The doggedness with which Holding pursues his goal - spanning parts of three decades - of constructing a massive ski resort where once only a few locals skied is neither a new story nor, to my thinking, an admirable one; it reveals simply the unimaginative relentlessness of the commercial mind.

Trimble, to his credit, takes pains not to caricature Holding as mindlessly greedy, and seems instead to do a good job of portraying him as a man interested in quality - though the portrait feels a bit flat due to the fact that Holding refused to ever meet with Trimble, leaving Trimble to compose his profile from afar, and from secondhand testimonies. (About that keen commitment to quality: There is one particularly troubling description of Holding's inspection and choice of "each of the fifty-thousand-pound blocks of Bethel White granite that would sheathe Grand America" - the hotel he built in Salt Lake City - "and shipped the lot of them to his favorite stonecutters in Spain. Earl favored the Vermont source, in part, for its proximity to Joseph Smith's [founder of the Mormon church] birthplace; the [Mormon] Church also favors Bethel White for its new temples. The dressed granite slabs returned by boat via the Panama Canal to Los Angeles, from where they were trucked to Salt Lake City - along with cherrywood furniture from France, crystal and bronze chandeliers from Austria and Italy, English wool carpeting, and marble from France, Italy, and Portugal."

Not new either is the chronicling of Holding's buttonholing of Forest Service officials and the US Congress, and of the not-so-clever machinations to link the further development (by using public land) of Snowbasin with Salt Lake City's securing of the bid for the 2002 Winter Olympics. It's just business, after all - not literature, and not really an unexpected or illuminating cant upon human nature.

Far more interesting and appealing to me, then, is the second half of the book, which comes as a welcome change in direction, moving from the gone-by, after-the-fact abstract to the in-the-moment personal and specific.

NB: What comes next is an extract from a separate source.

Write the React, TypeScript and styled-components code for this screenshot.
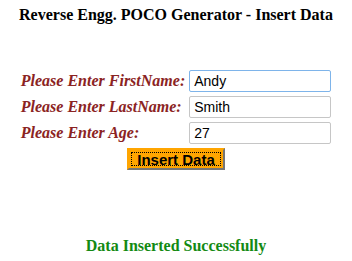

Trimble's second narrative involves his and his wife's purchase of land in the desert of southern Utah, as a second home. The 47 acres they fell in love with were more than they could afford, but by agreeing to sell part of them - technically, subdividing them - they could finance their dream. "The parallels and the ironies" of this transaction, Trimble writes, "taught me to see the Snowbasin story in a new light." Suddenly, Trimble finds himself - like Holding - paying attention to minute details and desiring quality. He also chronicles with successful detail and accuracy the social learning curve for newcomers to small rural communities in the West, particularly for activists who wish to become involved in civic activities. In one instance - proposing protection and long-term planning for public lands in the area - Trimble makes an understandable mistake of trying to accomplish too much too fast without enough local involvement. Through it all, he remains clear-eyed about the ironies, complications, and paradoxes of his situation. "I would be happy to slow the very development I've just accelerated," he writes, and "We are acutely aware of just how privileged we are." This second part of the book is also more instructive to the issue - "the fight," in Trimble's words, "for the last open spaces in America." I would prefer the dry tale of Holding's power play, at more than 200 pages, to be half as long as it is, while the author's moral dilemmas and real-world adjustments could easily be twice their 50-page length.

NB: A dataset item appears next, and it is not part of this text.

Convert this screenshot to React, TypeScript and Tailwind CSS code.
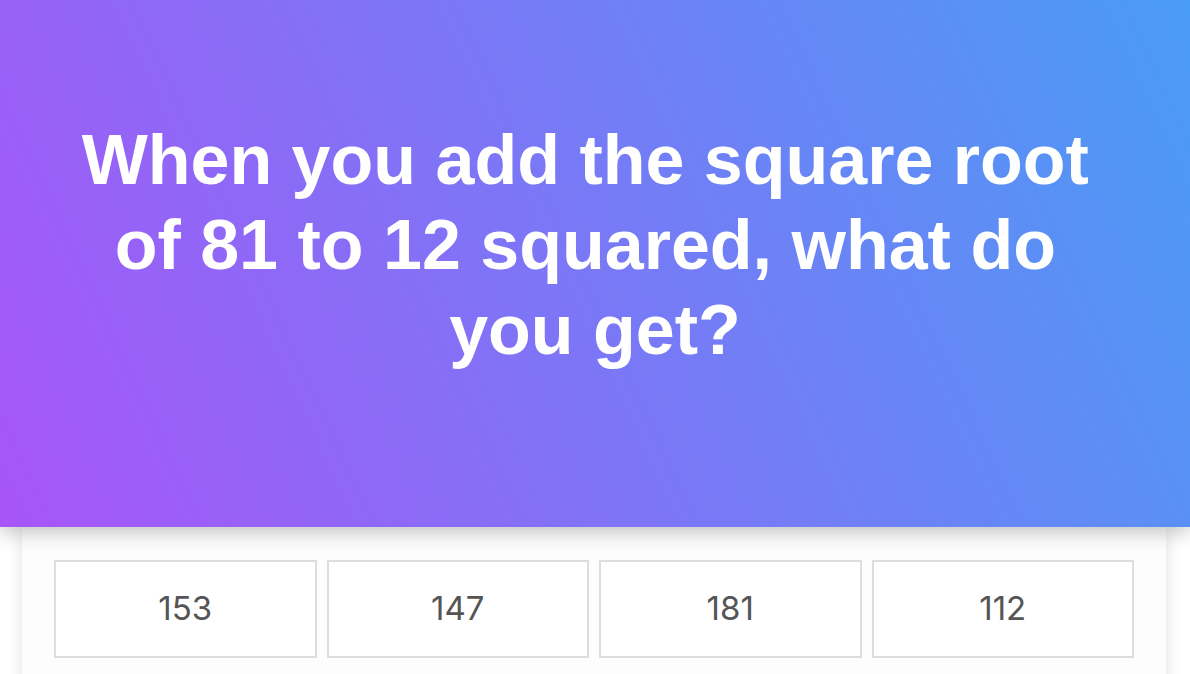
const ANSWERS = ["153", "147", "181", "112"];

export default function App() {
  return (
    <div className="min-h-screen bg-white">
      <header className="relative z-10 bg-[linear-gradient(65deg,#a855f7,#4a9cf5)] shadow-[0_6px_18px_rgba(0,0,0,0.22)] h-[527px] pt-[118px]">
        <h1 className="mx-auto w-[1040px] whitespace-break-spaces text-center text-white font-bold text-[70px] leading-[85px] [font-family:'Liberation_Sans',Arial,sans-serif]">
          When you add the square root of 81 to 12 squared, what do you get?
        </h1>
      </header>
      <main className="ml-[22px] mr-[24px] bg-[#fdfdfd] shadow-[0_0_14px_rgba(0,0,0,0.12)] px-8 pt-[33px] pb-10">
        <div className="grid grid-cols-4 gap-[10px]">
          {ANSWERS.map((a) => (
            <button
              key={a}
              className="h-[98px] border-2 border-[#dddddd] bg-white text-[#555555] text-[33px] font-normal [font-family:Inter,'Noto_Sans',sans-serif]"
            >
              {a}
            </button>
          ))}
        </div>
      </main>
    </div>
  );
}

The book concludes with a credo by the author, a two-page summation of Trimble's values just past century's turn, which, like his travails in southern Utah, are interesting, intelligent, and well voiced; but again, I think they would be stronger with less of the asymmetry that precedes them.

Whether buttressed by the description of Holding's development of an entire valley high in the snowy mountains of Utah or of Trimble's own modest home, "Bargaining for Eden" convincingly asserts that the protection of the wildest country on our public lands is necessary to preserve that quality of America so famously described by the great Wallace Stegner as "the geography of hope." The case Trimble makes is well illustrated, and also troubling testimony to the speed with which a birthright is now slipping away.

Rick Bass is the author, most recently, of a memoir, "Why I Came West." He lives in Montana's Yaak Valley, where he has long been active in the campaign to protect as wilderness the last roadless lands in the national forest.